🤖 AI Summary
Low-precision neural network training suffers from a fundamental trade-off between stability and accuracy. Method: Inspired by multiplicative synaptic noise dynamics in biological systems, we propose a Bayesian learning framework grounded in a log-normal posterior assumption. We introduce, for the first time, multiplicative dynamics into artificial neural network training—combining multiplicative noise with implicit regularization in parameter updates—requiring only one additional vector of parameters, thus minimizing memory overhead. The method supports fully low-precision forward passes and is compatible with mainstream large architectures, including ViT and GPT-2. Contribution/Results: Experiments demonstrate stable, from-scratch training under purely low-precision forward computation; enhanced learning and inference robustness on energy-efficient hardware; and final accuracies matching those achieved by Adam. This work establishes a novel paradigm for efficient Bayesian learning tailored to edge AI.
📝 Abstract
Studies in neuroscience have shown that biological synapses follow a log-normal distribution whose transitioning can be explained by noisy multiplicative dynamics. Biological networks can function stably even under dynamically fluctuating conditions arising due to unreliable synaptic transmissions. Here we ask: Is it possible to design similar multiplicative training in artificial neural networks?

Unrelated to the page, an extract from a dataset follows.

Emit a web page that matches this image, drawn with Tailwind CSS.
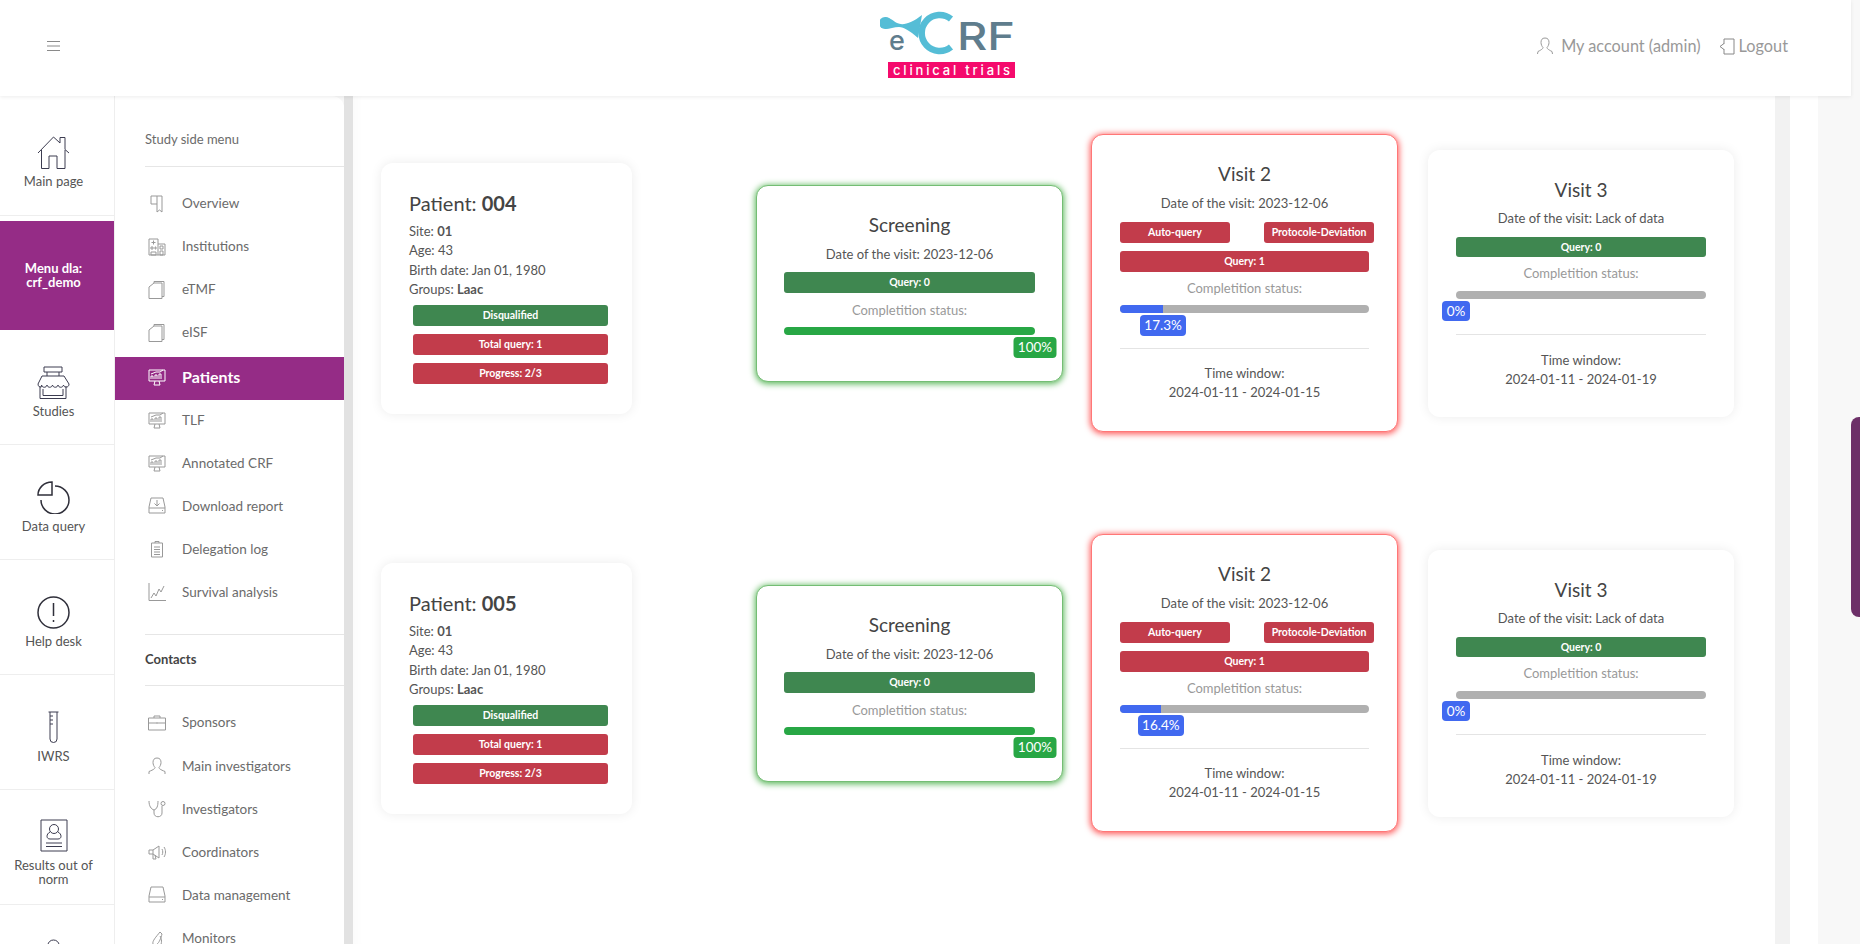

To answer this question, we derive a Bayesian learning rule that assumes log-normal posterior distributions over weights which gives rise to a new Log-Normal Multiplicative Dynamics (LMD) algorithm. The algorithm uses multiplicative updates with both noise and regularization applied multiplicatively. The method is as easy to implement as Adam and only requires one additional vector to store. Our results show that LMD achieves stable and accurate training-from-scratch under low-precision forward operations for Vision Transformer and GPT-2. These results suggest that multiplicative dynamics, a biological feature, may enable stable low-precision inference and learning on future energy-efficient hardware.